With the release of various updated Linux distributions on our Classic VPS, I thought I’d write a post comparing my two favourite distributions: Ubuntu and Debian. I should say in advance that it has always been my view that Ubuntu is for the desktop and Debian is for the server; and I have used both operating systems in these respective roles for many years. However as Ubuntu matures and gains more commercial support from vendors and Canonical, this simplistic view of the distributions is now changing.
Stability and release cycle
One of the major differences between Debian and Ubuntu is their respective release cycles. Debian runs parallel stable and testing versions of the operating system over a 2 year release cycle. Whereas Ubuntu releases a new version every 6 months, with a stable ‘long term support’ (LTS) release every 2 years.
Debian’s stable version is supported for 3 years; that is it will remain supported and continue to receive security patches for up to 1 year after the new stable version has been released. While Debian’s stability is second to none, this relatively short release cycle for stable editions means you will have to keep on top of your updates and plan to upgrade sooner rather than later when a new stable version is released.
The LTS version of Ubuntu remains stable and supported for 5 years from the release date. This means the latest Ubuntu LTS version, 12.04, will be supported by Canonical until 2017, leaving plenty of time to plan your upgrade to a future release.
Up to date packages
Ubuntu’s fast release cycle is one of the main reasons it has dominated Debian for desktop use; this makes for a more modern and up to date desktop environment. However, while you might want the latest desktop bling on your home laptop, it is likely that stability and security will be far more important for your Linux web server.

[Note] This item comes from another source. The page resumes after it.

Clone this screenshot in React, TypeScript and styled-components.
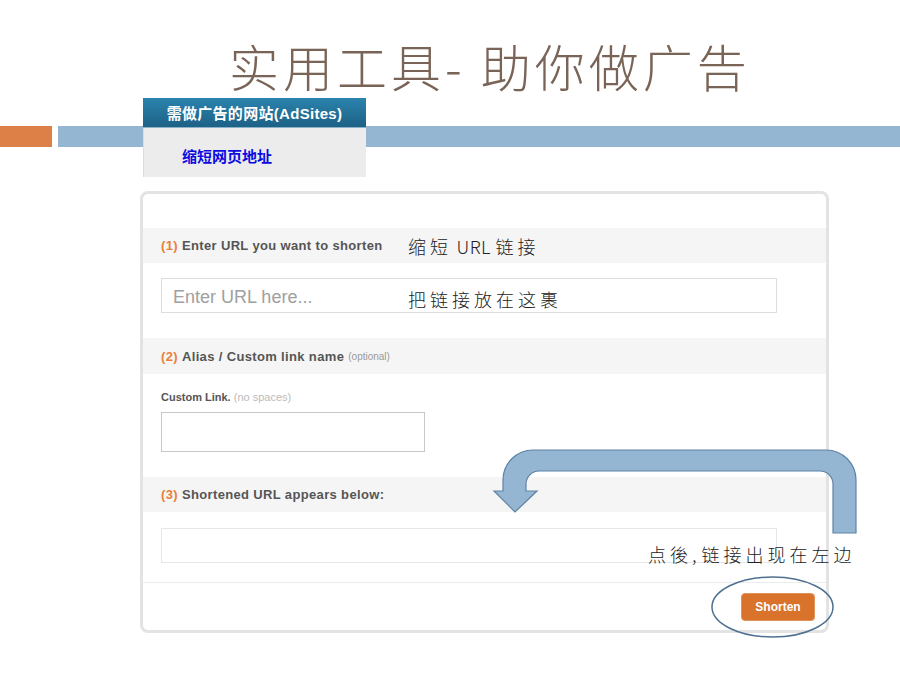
import React from "react";
import styled, { createGlobalStyle } from "styled-components";

const Global = createGlobalStyle`
  html, body { margin: 0; padding: 0; background: #ffffff; }
  body { font-family: "Liberation Sans", Arial, "Noto Sans CJK SC", sans-serif; }
  * { box-sizing: border-box; }
`;

const Slide = styled.div`
  position: relative;
  width: 900px;
  height: 675px;
  overflow: hidden;
  background: #ffffff;
`;

const Title = styled.h1`
  margin: 0;
  height: 98px;
  padding: 38px 0 0 229px;
  font-family: "Noto Sans CJK SC", "Noto Sans CJK JP", sans-serif;
  font-weight: 300;
  font-size: 50px;
  line-height: 54px;
  letter-spacing: 4px;
  color: #7a6457;
  white-space: nowrap;
`;

const HeaderStack = styled.div`
  display: grid;
  height: 79px;
  & > * { grid-area: 1 / 1; }
`;

const Bars = styled.div`
  display: flex;
  gap: 6px;
  margin-top: 28px;
  height: 21px;
  align-self: start;
`;

const Block = styled.div<{ $color: string; $width?: number }>`
  background: ${(p) => p.$color};
  ${(p) => (p.$width ? `width: ${p.$width}px;` : "flex: 1;")}
`;

const Tab = styled.div`
  margin-left: 143px;
  width: 223px;
  display: flex;
  flex-direction: column;
`;

const TabHead = styled.div`
  height: 30px;
  background: linear-gradient(#2b83ad, #1d6186);
  border-bottom: 1px solid #8cb2c8;
  color: #ffffff;
  font-weight: bold;
  font-size: 15px;
  letter-spacing: 0.3px;
  display: flex;
  align-items: center;
  justify-content: center;
  font-family: "Liberation Sans", "Noto Sans CJK SC", sans-serif;
`;

const TabBody = styled.div`
  height: 49px;
  background: #ececec;
  border-left: 1px solid #dcdcdc;
  padding: 18px 0 0 38px;
  display: flex;
  align-items: flex-start;
`;

const TabLink = styled.span`
  color: #0a0ae0;
  font-weight: bold;
  font-size: 15px;
  line-height: 20px;
  font-family: "Noto Sans CJK SC", sans-serif;
`;

const Card = styled.div`
  margin: 14px 0 0 140px;
  width: 689px;
  height: 442px;
  border: 3px solid #e3e3e3;
  border-radius: 8px;
  padding-top: 34px;
  background: #ffffff;
`;

const SectionHead = styled.div<{ $h?: number }>`
  height: ${(p) => p.$h ?? 35}px;
  background: #f5f5f5;
  padding-left: 18px;
  display: flex;
  align-items: center;
  gap: 4px;
  font-size: 13px;
  letter-spacing: 0.35px;
  font-weight: bold;
  color: #555555;
  white-space: nowrap;
`;

const Num = styled.span`
  color: #e8803a;
`;

const Small = styled.span<{ $size?: number; $color?: string }>`
  font-weight: normal;
  letter-spacing: 0;
  font-size: ${(p) => p.$size ?? 10}px;
  color: ${(p) => p.$color ?? "#999999"};
`;

const Field = styled.div<{ $top: number; $bottom: number }>`
  padding: ${(p) => p.$top}px 18px ${(p) => p.$bottom}px;
  display: flex;
  flex-direction: column;
  gap: 8px;
`;

const Label = styled.div`
  font-size: 11px;
  line-height: 14px;
  font-weight: bold;
  color: #555555;
`;

const Input = styled.div<{ $w: number; $h: number; $border: string }>`
  width: ${(p) => p.$w}px;
  height: ${(p) => p.$h}px;
  border: 1px solid ${(p) => p.$border};
  background: #ffffff;
  display: flex;
  align-items: center;
  padding: 3px 0 0 11px;
  font-size: 18px;
  color: #a0a0a0;
`;

const Footer = styled.div`
  border-top: 1px solid #ececec;
  display: flex;
  justify-content: flex-end;
  padding: 10px 11px 0;
`;

const Button = styled.div`
  width: 74px;
  height: 28px;
  border-radius: 4px;
  background: #d9732b;
  border: 1px solid #e0925a;
  color: #ffffff;
  font-weight: bold;
  font-size: 12px;
  display: flex;
  align-items: center;
  justify-content: center;
`;

const Note = styled.div<{ $x: number; $y: number }>`
  position: absolute;
  left: ${(p) => p.$x}px;
  top: ${(p) => p.$y}px;
  font-family: "Noto Sans CJK SC", sans-serif;
  font-weight: 300;
  font-size: 18px;
  line-height: 24px;
  letter-spacing: 4px;
  color: #222222;
  white-space: nowrap;
`;

const Tight = styled.span`
  letter-spacing: 0.5px;
`;

const Overlay = styled.svg`
  position: absolute;
  left: 0;
  top: 0;
  pointer-events: none;
`;

export default function App() {
  return (
    <>
      <Global />
      <Slide>
        <Title>实用工具- 助你做广告</Title>
        <HeaderStack>
          <Bars>
            <Block $color="#dd8047" $width={52} />
            <Block $color="#94b6d2" />
          </Bars>
          <Tab>
            <TabHead>需做广告的网站(AdSites)</TabHead>
            <TabBody>
              <TabLink>缩短网页地址</TabLink>
            </TabBody>
          </Tab>
        </HeaderStack>
        <Card>
          <SectionHead>
            <Num>(1)</Num> Enter URL you want to shorten
          </SectionHead>
          <Field $top={15} $bottom={25}>
            <Input $w={616} $h={35} $border="#dddddd">Enter URL here...</Input>
          </Field>
          <SectionHead $h={36}>
            <Num>(2)</Num> Alias / Custom link name <Small>(optional)</Small>
          </SectionHead>
          <Field $top={16} $bottom={25}>
            <Label>
              Custom Link. <Small $size={11} $color="#bbbbbb">(no spaces)</Small>
            </Label>
            <Input $w={264} $h={40} $border="#c8c8c8" />
          </Field>
          <SectionHead>
            <Num>(3)</Num> Shortened URL appears below:
          </SectionHead>
          <Field $top={16} $bottom={19}>
            <Input $w={616} $h={35} $border="#e6e6e6" />
          </Field>
          <Footer>
            <Button>Shorten</Button>
          </Footer>
        </Card>
        <Overlay width={900} height={675} viewBox="0 0 900 675">
          <path
            d="M 856 533 L 856 480 A 30 30 0 0 0 826 450 L 533 450 A 30 30 0 0 0 503 480 L 503 491 L 494 491 L 515 512 L 537 491 L 526 491 L 526 484 A 13 13 0 0 1 539 471 L 820 471 A 13 13 0 0 1 833 484 L 833 533 Z"
            fill="#94b6d2"
            stroke="#5f82a3"
            strokeWidth={1.2}
          />
          <ellipse cx={772.5} cy={607} rx={60.5} ry={30} fill="none" stroke="#4f7090" strokeWidth={1.5} />
        </Overlay>
        <Note $x={408} $y={234}>
          缩短<Tight> URL </Tight>链接
        </Note>
        <Note $x={408} $y={287}>把链接放在这裹</Note>
        <Note $x={648} $y={542}>
          点後<Tight>, </Tight>链接出现在左边
        </Note>
      </Slide>
    </>
  );
}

Ubuntu 12.04 (LTS) uses Debian Testing as its base package repository, meaning they are putting software into a stable release while Debian is potentially 1 or 2 years away from doing the same. If you absolutely need the bleeding edge version of your operating environment, then there is no doubt Ubuntu will serve you better; but if you are looking for a well-tested and highly stable environment, Debian is the best choice.
Ubuntu is backed by a commercial organisation called Canonical, run by founder Mark Shuttleworth. This backing means you can purchase business grade support for your operating environment. Debian on the other hand is run by a purely non-commercial, community based team with support to match. The obvious advantage of commercial support is offset by the potential for Ubuntu to dismiss its ‘free’ roots as Redhat did with the creation of Fedora and Enterprise Linux. Both Debian and Ubuntu have active and generally helpful communities meaning any technical problem you run into is likely to be well documented. In the case of Ubuntu, the forums provide a great technical knowledge base and you’ll find yourself there often while learning and supporting the operating system.
Both distributions provide an rock solid easy to use web hosting operating system. There is very little between them in terms of choosing which one to go with; however it is my belief that while Ubuntu provides all the up to date bells and whistles, Debian has the edge due to its proven stability.